Pascal´s Principle in Compresssible Fluids

[DaTario]

Hi All,

When explaining Pascal´s Principle I had some bad time related to its application in compressible fluids. Correlation functions (forces in two points separated in space at the same time) came to my mind but at the end the doubt persists.

Is Pascal´s Principle valid for compressible fluids?
If not entirely, is it just a matter of higher fluctuations but in average it is valid?

Best wishes,

DaTario

 

[Chestermiller]

Hi All,

When explaining Pascal´s Principle I had some bad time related to its application in compressible fluids. Correlation functions (forces in two points separated in space at the same time) came to my mind but at the end the doubt persists.

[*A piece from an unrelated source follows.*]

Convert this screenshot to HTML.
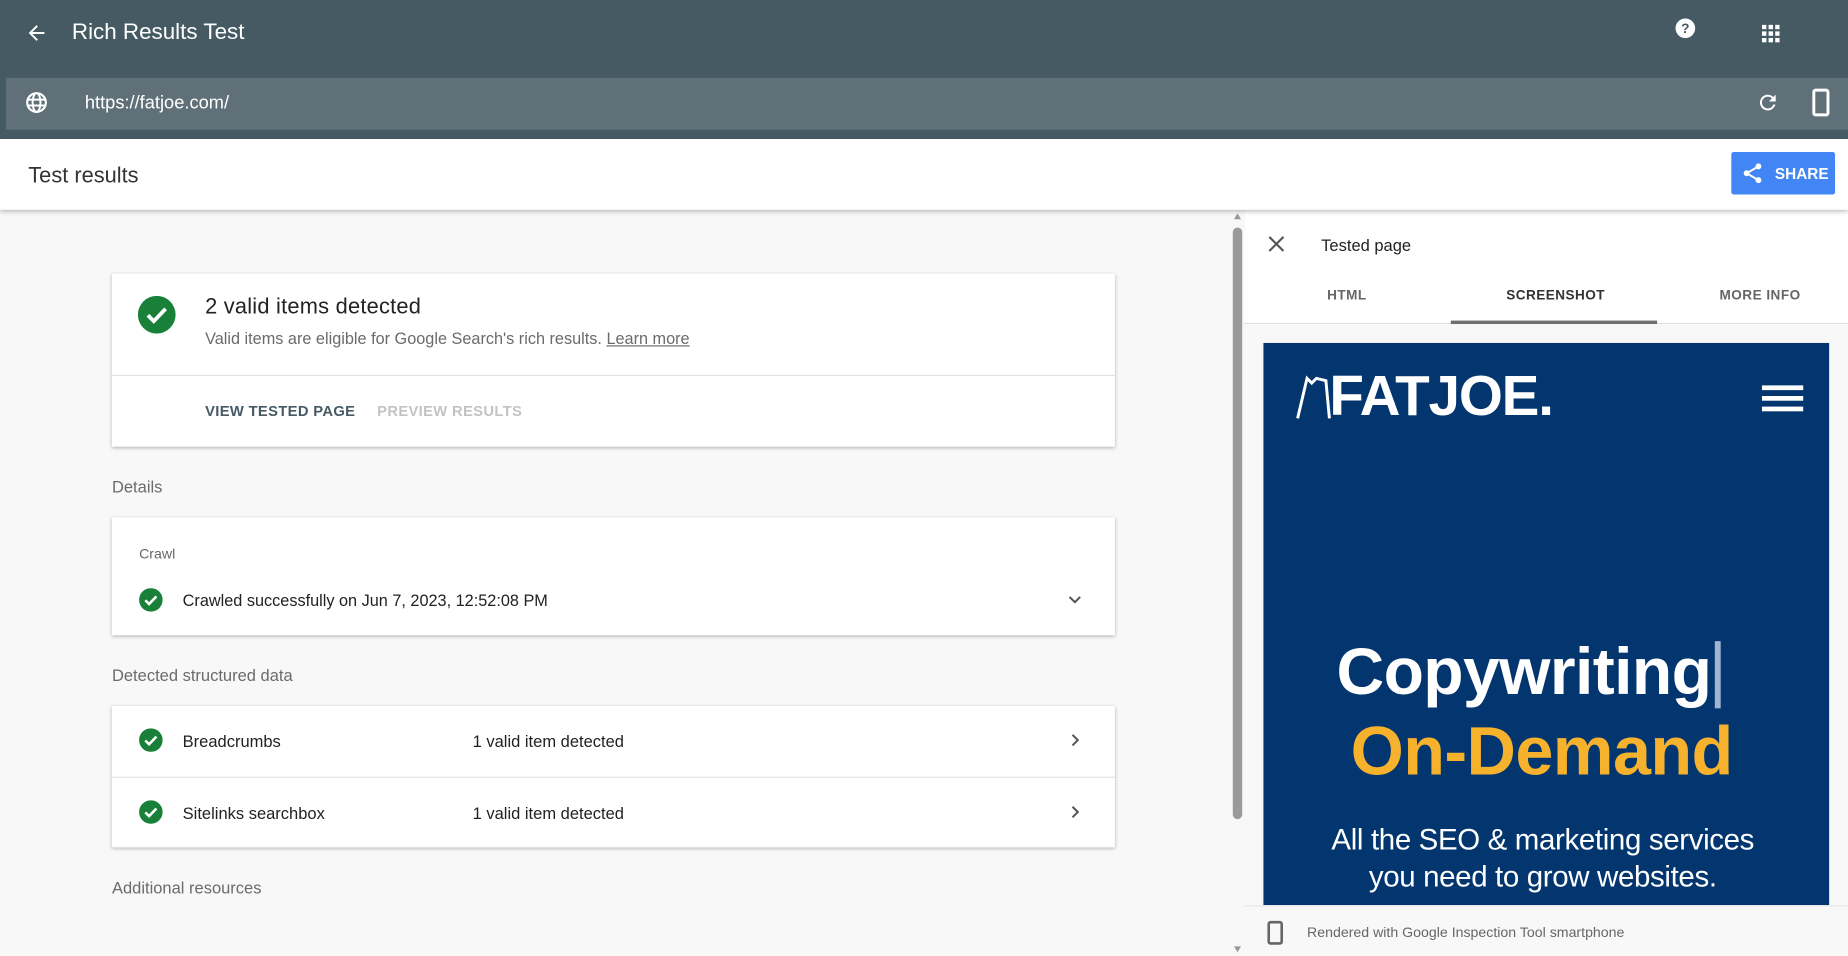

Is Pascal´s Principle valid for compressible fluids?
If not entirely, is it just a matter of higher fluctuations but in average it is valid?

Best wishes,

DaTario

Pascal's Principle says that, at a given location in a fluid, the pressure acts equally in all directions. That means that, if you place a tiny element of surface area at a given location in a fluid and vary its orientation, the force acting on the element of surface area will not change. Pascal's Principle doesn't say anything about how the pressure varies from location to location. So, yes, for an incompressible fluid, Pascal's Principle still applies.

 

[DaTario]

"A change in pressure at any point in an enclosed fluid at rest is transmitted undiminished to all points in the fluid."

I think this text suggests that it is not a purely local statement. It has to do with comparison / correlation between pressures at different positions, hasn´t it?

P.S. I was addressing the question of compressible fluids, not incompressible.

Best Regards, Chestermiller.

DaTario

 

[Chestermiller]

"A change in pressure at any point in an enclosed fluid at rest is transmitted undiminished to all points in the fluid."

I think this text suggests that it is not a purely local statement. It has to do with comparison / correlation between pressures at different positions, hasn´t it?

That's not my understanding of Pascal's Principle. However, the statement will be correct for an incompressible fluid. It will not be correct for a compressible fluid in a gravitational field.

P.S. I was addressing the question of compressible fluids, not incompressible.

Oops. I meant compressible in what I answered.

 

[DaTario]

It seems that from the isotropy you mentioned one can arrive to this nonlocal property.

 

[Chestermiller]

It seems that from the isotropy you mentioned one can arrive to this nonlocal property.

Why don't you just do an analysis for the case of a constant mass of ideal gas in a gravitational field that satisfies the equation $dp/dz=-\rho g$, where $\rho=\frac{pM}{RT}$ (where the gas is in a closed container) and see what you get it you change the volume? See if the pressure changes uniformly or not.

 

[DaTario]

Stevin´s Theorem is consistent with Pascal´s Principle, but in a stationary regime. Once you move the piston I believe the pressure takes some time (in compressible fluids) to increase accordingly.

 

[Chestermiller]

Stevin´s Theorem is consistent with Pascal´s Principle, but in a stationary regime. Once you move the piston I believe the pressure takes some time (in compressible fluids) to increase accordingly.

I mean when the system re-equilibrates.

 

[Chestermiller]

For the case of an ideal gas in a container, the pressure at the bottom minus the pressure at the top is given by:
$$p_B-p_T=\frac{mg}{A}$$where A is the cross sectional area of the container and m is the mass of gas. If we increase the temperature in the container (to raise the pressure everywhere) this relationship won't change, and, if we lower the top of the container (to decrease the volume and increase the pressure everywhere) this relationship won't change. So, in a way, for these cases, the pressure does increase uniformly.

 

[DaTario]

For the case of an ideal gas in a container, the pressure at the bottom minus the pressure at the top is given by:
$$p_B-p_T=\frac{mg}{A}$$where A is the cross sectional area of the container and m is the mass of gas. If we increase the temperature in the container (to raise the pressure everywhere) this relationship won't change, and, if we lower the top of the container (to decrease the volume and increase the pressure everywhere) this relationship won't change. So, in a way, for these cases, the pressure does increase uniformly.

Very good approach. But we must bear in mind that this equation describes stationary regimes.
Thank you,
DaTario

 

[boneh3ad]

Of course a pressure change is not going to be instantaneous in a compressible medium (which is every medium in reality). Pressure changes at one point will propagate through the container at the speed of sound in all directions. Eventually it will reach equilibrium again (fairly quickly).